Tra questi ultimi vi sono appunto i permessi di cui all’art. 33 della legge 104/92, i quali, oltretutto, "costituiscono misure di tutela della salute psico-fisica della persona disabile, che è un diritto fondamentale dell’individuo, tutelato dall’art. 32 della Costituzione." In sostanza, per fare un esempio semplice, il medico dipendente titolare dei benefici della 104 che lavora soltanto 4 giorni alla settimana su 6 con orario ordinario, e che quindi supera il 50% dell’orario ordinario (arrivando esattamente al 66,66%, cioè ai due terzi dell’orario), mentre prima della Circolare poteva fruire solo di due giorni di permesso mensile, adesso invece può richiederli anche tutti e tre.

Queste nuove indicazioni valgono soltanto nel caso di fruizione di interi giorni di permesso: il riproporzionamento va invece normalmente effettuato nel caso in cui il lavoratore scelga di fruire del beneficio trasformandolo in ore. L’innovazione sembra non avere alcun impatto sui medici specialisti ambulatoriali convenzionati, perché essi, pur potendo fruire dei benefici della legge 104, ai sensi dell’art. 34, comma 7 dell’Accordo Collettivo attualmente in vigore, su questo punto sono disciplinati espressamente dalla norma appena citata. Viene infatti detto che "il limite dei tre giorni/mese è da considerare maturato esclusivamente in caso di raggiungimento del massimale orario (38 ore settimanali); i permessi sono da fruire per giornate intere e ridotti in proporzione al numero delle ore di incarico settimanale." 

Immaginiamo però il caso di uno specialista ambulatoriale titolare di 104 che concentri i due terzi del massimale orario (poniamo 24 ore) in tre soli giorni della settimana (in ipotesi dalle 9 alle 17 lunedì, martedì e mercoledì).

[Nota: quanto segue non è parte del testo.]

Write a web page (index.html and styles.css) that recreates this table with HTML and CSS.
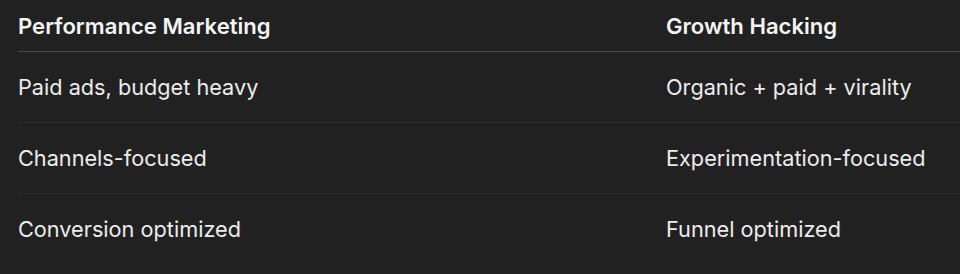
FILE: index.html
```html
<!DOCTYPE html>
<html lang="en">
<head>
  <meta charset="UTF-8">
  <title>Performance Marketing vs Growth Hacking</title>
  <link rel="stylesheet" href="styles.css">
</head>
<body>

<table class="compare-table">
  <thead>
    <tr>
      <th class="col-left">Performance Marketing</th>
      <th>Growth Hacking</th>
    </tr>
  </thead>
  <tbody>
    <tr>
      <td class="col-left">Paid ads, budget heavy</td>
      <td>Organic + paid + virality</td>
    </tr>
    <tr>
      <td class="col-left">Channels-focused</td>
      <td>Experimentation-focused</td>
    </tr>
    <tr>
      <td class="col-left">Conversion optimized</td>
      <td>Funnel optimized</td>
    </tr>
  </tbody>
</table>

</body>
</html>
```

FILE: styles.css
```css
* {
  box-sizing: border-box;
}

body {
  margin: 0;
  padding: 0;
  background: #212121;
  color: #ececec;
  font-family: Inter, "Noto Sans", sans-serif;
}

.compare-table {
  margin-left: 18px;
  width: 942px;
  border-collapse: collapse;
  table-layout: fixed;
}

.compare-table th,
.compare-table td {
  text-align: left;
  padding: 0;
  font-size: 21.7px;
  line-height: 28px;
}

.compare-table .col-left {
  width: 648px;
}

.compare-table th {
  font-size: 22.1px;
  font-weight: 600;
  color: #f4f4f4;
  padding: 12px 0 11px;
  border-bottom: 1px solid #4a4a4a;
}

.compare-table td {
  padding: 21px 0;
  border-bottom: 1px solid #2e2e2e;
}

.compare-table tbody tr:last-child td {
  border-bottom: none;
}
```
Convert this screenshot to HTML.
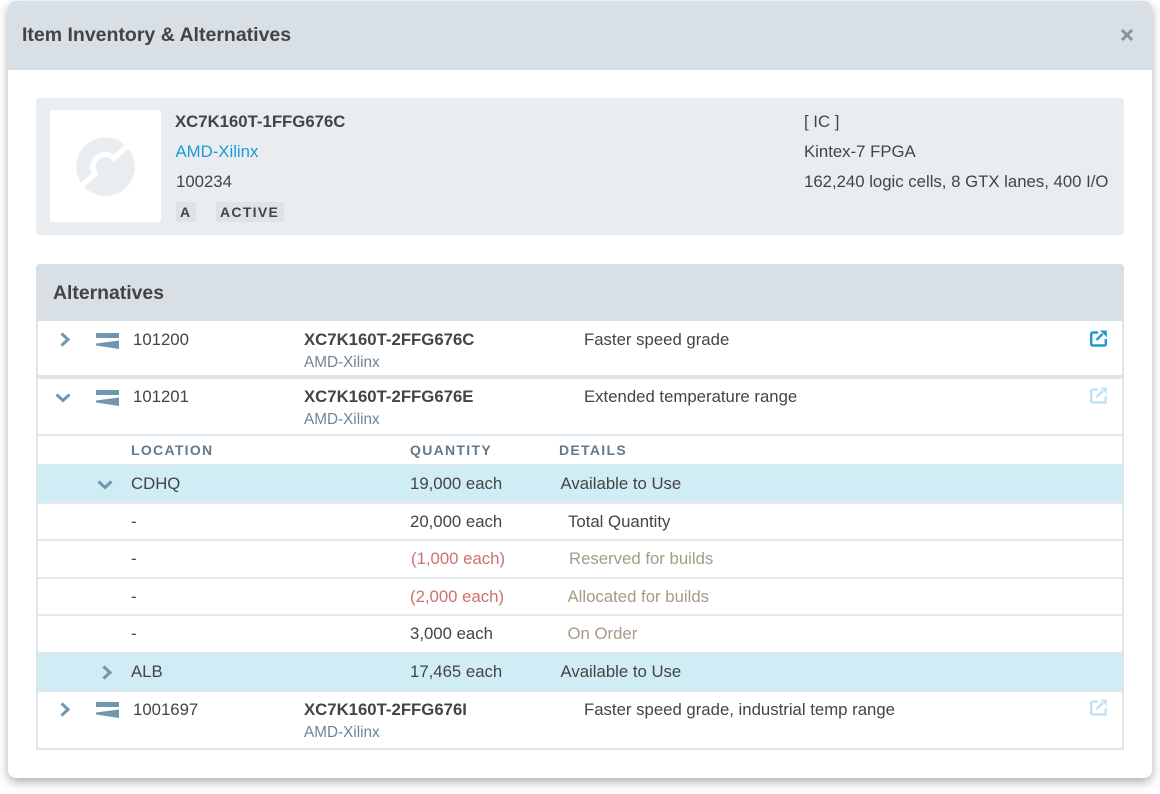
<!DOCTYPE html>
<html><head><meta charset="utf-8"><style>
html,body{margin:0;padding:0;background:#fff;width:1160px;height:794px;overflow:hidden}
body{position:relative;font-family:"Liberation Sans",sans-serif;color:#444;font-size:16.75px}
.a{position:absolute}
.t{position:absolute;line-height:20px;white-space:nowrap}
.b{font-weight:bold}
.m{color:#6f8594;font-size:15.3px}
.h{position:absolute;line-height:16px;font-size:14px;font-weight:bold;letter-spacing:1.3px;color:#627a8b;white-space:nowrap}
.l{position:absolute;left:38px;width:1084px;height:2px;background:#e4e9ee}
.r{color:#cf7070}.g{color:#a69b85}
svg{position:absolute;overflow:visible}
</style></head><body>
<div class="a" style="left:8px;top:1px;width:1144px;height:777px;background:#fff;border-radius:8px;box-shadow:0 4px 10px rgba(0,0,0,.32)"></div>
<div class="a" style="left:8px;top:1px;width:1144px;height:69px;background:#d8dfe5;border-radius:8px 8px 0 0"></div>
<div class="t b" style="left:22px;top:25px;font-size:19.5px;color:#444">Item Inventory &amp; Alternatives</div>
<svg style="left:1121px;top:29px" width="12" height="12"><path d="M1 1L11 11M11 1L1 11" stroke="#8b9298" stroke-width="3" fill="none"/></svg>

<div class="a" style="left:36px;top:98px;width:1088px;height:137px;background:#e9edf0;border-radius:4px"></div>
<div class="a" style="left:50px;top:110px;width:111px;height:112px;background:#fff;border-radius:2px"></div>
<svg style="left:76px;top:137px" width="60" height="60" viewBox="0 0 60 60"><circle cx="29.500" cy="29.700" r="29.300" fill="#e9edf0"/><path d="M2 52L19 37A12.500 12.500 0 0 1 38 21L57 4" stroke="#fff" stroke-width="5.500" fill="none"/></svg>
<div class="t b" style="left:175px;top:111.500px">XC7K160T-1FFG676C</div>
<div class="t" style="left:175.500px;top:142px;color:#1e9ad6">AMD-Xilinx</div>
<div class="t" style="left:176px;top:172px">100234</div>
<div class="a" style="left:176px;top:202px;width:20px;height:20px;background:#dde3e8;border-radius:2px"></div>
<div class="a" style="left:216px;top:202px;width:68px;height:20px;background:#dde3e8;border-radius:2px"></div>
<div class="t b" style="left:180px;top:202px;font-size:14px;letter-spacing:1px">A</div>
<div class="t b" style="left:220px;top:202px;font-size:14px;letter-spacing:1.300px">ACTIVE</div>
<div class="t" style="left:804px;top:112px">[ IC ]</div>
<div class="t" style="left:804px;top:142px">Kintex-7 FPGA</div>
<div class="t" style="left:804px;top:172px">162,240 logic cells, 8 GTX lanes, 400 I/O</div>

<div class="a" style="left:36px;top:264px;width:1088px;height:57px;background:#d8dfe5;border-radius:4px 4px 0 0"></div>
<div class="t b" style="left:53px;top:283px;font-size:19.400px">Alternatives</div>
<div class="a" style="left:36px;top:321px;width:2px;height:429px;background:#dde4ea"></div>
<div class="a" style="left:1122px;top:321px;width:2px;height:429px;background:#dde4ea"></div>
<div class="a" style="left:36px;top:748px;width:1088px;height:2px;background:#dde4ea"></div>
<div class="a" style="left:38px;top:375px;width:1084px;height:4px;background:#dde4ea"></div>

<div class="a" style="left:38px;top:465px;width:1084px;height:37px;background:#d0edf6"></div>
<div class="a" style="left:38px;top:653.500px;width:1084px;height:37px;background:#d0edf6"></div>
<div class="l" style="top:434px"></div>
<div class="l" style="top:464px;height:1px"></div>
<div class="l" style="top:501.500px"></div>
<div class="l" style="top:539px"></div>
<div class="l" style="top:576.500px"></div>
<div class="l" style="top:614px"></div>
<div class="l" style="top:652px"></div>
<div class="l" style="top:690px"></div>

<svg style="left:59.500px;top:332px" width="10" height="15"><path d="M1.500 1.500L8 7.500L1.500 13.500" stroke="#6f97ad" stroke-width="3" fill="none"/></svg>
<svg style="left:96px;top:332.500px" width="23" height="16"><path d="M0 0H23V5H0ZM0 10.500L23 7.500V16L0 12.500Z" fill="#6f97ad"/></svg>
<div class="t" style="left:133px;top:330px">101200</div>
<div class="t b" style="left:304px;top:330px">XC7K160T-2FFG676C</div>
<div class="t m" style="left:304px;top:353px">AMD-Xilinx</div>
<div class="t" style="left:584px;top:330px">Faster speed grade</div>
<svg style="left:1090px;top:329.500px" width="17" height="17" viewBox="0 0 17 17"><path d="M8 2.500H3Q1.200 2.500 1.200 4.300V13.700Q1.200 15.500 3 15.500H14Q15.800 15.500 15.800 13.700V9" stroke="#2298d6" stroke-width="2.400" fill="none"/><path d="M6.500 10L12.500 4" stroke="#2298d6" stroke-width="2.400" fill="none"/><path d="M10 0.500H16.800V7.300Z" fill="#2298d6"/></svg>

<svg style="left:55px;top:393px" width="16" height="10"><path d="M1.500 1.500L8 7.500L14.500 1.500" stroke="#6f97ad" stroke-width="3" fill="none"/></svg>
<svg style="left:96px;top:389.500px" width="23" height="16"><path d="M0 0H23V5H0ZM0 10.500L23 7.500V16L0 12.500Z" fill="#6f97ad"/></svg>
<div class="t" style="left:133px;top:387px">101201</div>
<div class="t b" style="left:304px;top:387px">XC7K160T-2FFG676E</div>
<div class="t m" style="left:304px;top:410px">AMD-Xilinx</div>
<div class="t" style="left:584px;top:387px">Extended temperature range</div>
<svg style="left:1090px;top:386.500px;opacity:.28" width="17" height="17" viewBox="0 0 17 17"><path d="M8 2.500H3Q1.200 2.500 1.200 4.300V13.700Q1.200 15.500 3 15.500H14Q15.800 15.500 15.800 13.700V9" stroke="#2298d6" stroke-width="2.400" fill="none"/><path d="M6.500 10L12.500 4" stroke="#2298d6" stroke-width="2.400" fill="none"/><path d="M10 0.500H16.800V7.300Z" fill="#2298d6"/></svg>

<div class="h" style="left:131px;top:442px">LOCATION</div>
<div class="h" style="left:410px;top:442px">QUANTITY</div>
<div class="h" style="left:559px;top:442px">DETAILS</div>

<svg style="left:97px;top:480px" width="16" height="10"><path d="M1.500 1.500L8 7.500L14.500 1.500" stroke="#6f97ad" stroke-width="3" fill="none"/></svg>
<div class="t" style="left:131px;top:473.500px">CDHQ</div>
<div class="t" style="left:410px;top:473.500px">19,000 each</div>
<div class="t" style="left:560.500px;top:473.500px">Available to Use</div>

<div class="t" style="left:131px;top:511.500px">-</div>
<div class="t" style="left:410px;top:511.500px">20,000 each</div>
<div class="t" style="left:568px;top:511.500px">Total Quantity</div>

<div class="t" style="left:131px;top:549px">-</div>
<div class="t r" style="left:411px;top:549px">(1,000 each)</div>
<div class="t g" style="left:569px;top:549px">Reserved for builds</div>

<div class="t" style="left:131px;top:587px">-</div>
<div class="t r" style="left:410px;top:587px">(2,000 each)</div>
<div class="t g" style="left:567.500px;top:587px">Allocated for builds</div>

<div class="t" style="left:131px;top:624px">-</div>
<div class="t" style="left:410px;top:624px">3,000 each</div>
<div class="t g" style="left:567.500px;top:624px">On Order</div>

<svg style="left:101.500px;top:664.500px" width="10" height="15"><path d="M1.500 1.500L8 7.500L1.500 13.500" stroke="#6f97ad" stroke-width="3" fill="none"/></svg>
<div class="t" style="left:131px;top:662px">ALB</div>
<div class="t" style="left:410px;top:662px">17,465 each</div>
<div class="t" style="left:560.500px;top:662px">Available to Use</div>

<svg style="left:59.500px;top:702px" width="10" height="15"><path d="M1.500 1.500L8 7.500L1.500 13.500" stroke="#6f97ad" stroke-width="3" fill="none"/></svg>
<svg style="left:96px;top:702px" width="23" height="16"><path d="M0 0H23V5H0ZM0 10.500L23 7.500V16L0 12.500Z" fill="#6f97ad"/></svg>
<div class="t" style="left:133px;top:700px">1001697</div>
<div class="t b" style="left:304px;top:700px">XC7K160T-2FFG676I</div>
<div class="t m" style="left:304px;top:722.500px">AMD-Xilinx</div>
<div class="t" style="left:584px;top:700px">Faster speed grade, industrial temp range</div>
<svg style="left:1090px;top:699px;opacity:.28" width="17" height="17" viewBox="0 0 17 17"><path d="M8 2.500H3Q1.200 2.500 1.200 4.300V13.700Q1.200 15.500 3 15.500H14Q15.800 15.500 15.800 13.700V9" stroke="#2298d6" stroke-width="2.400" fill="none"/><path d="M6.500 10L12.500 4" stroke="#2298d6" stroke-width="2.400" fill="none"/><path d="M10 0.500H16.800V7.300Z" fill="#2298d6"/></svg>
</body></html>
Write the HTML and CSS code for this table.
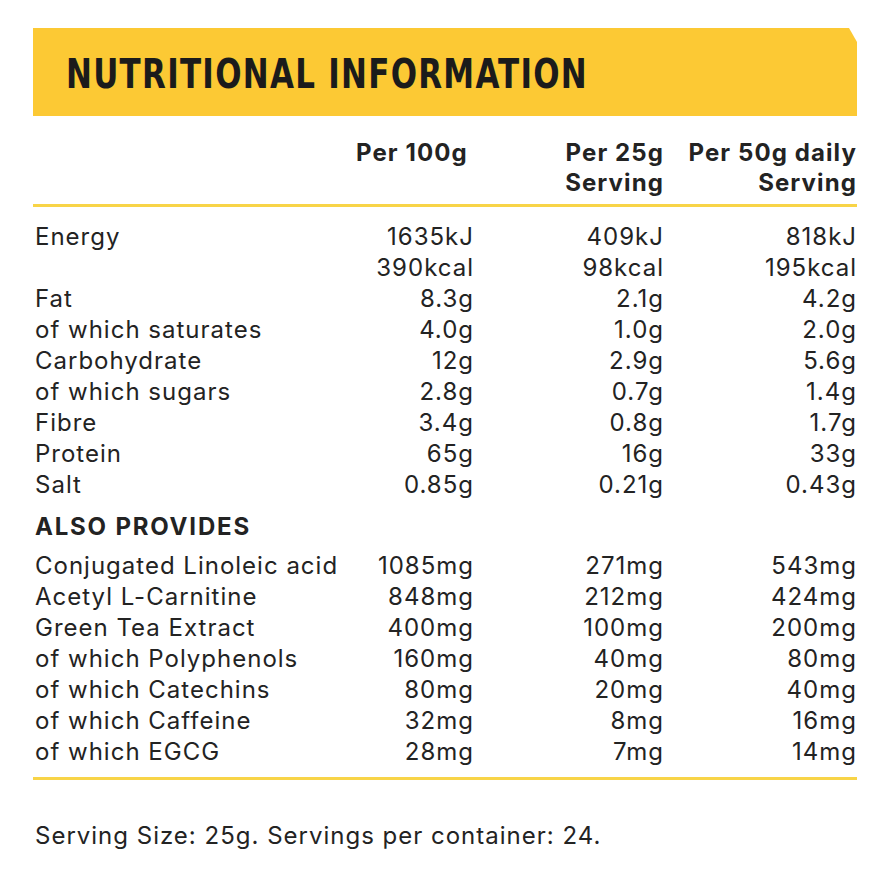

In questo caso, il part time verticale (pur non conclamato) è insito nell’articolazione dell’orario, ed è difficile pensare di ignorare totalmente i principi espressi dalla Suprema Corte. Probabilmente questo caso andrà affrontato nel prossimo rinnovo contrattuale, anche per omogeneizzare questa posizione con quella di un ipotetico ex collega, transitato a rapporto d’impiego, al quale il beneficio della nuova interpretazione andrebbe certamente applicato.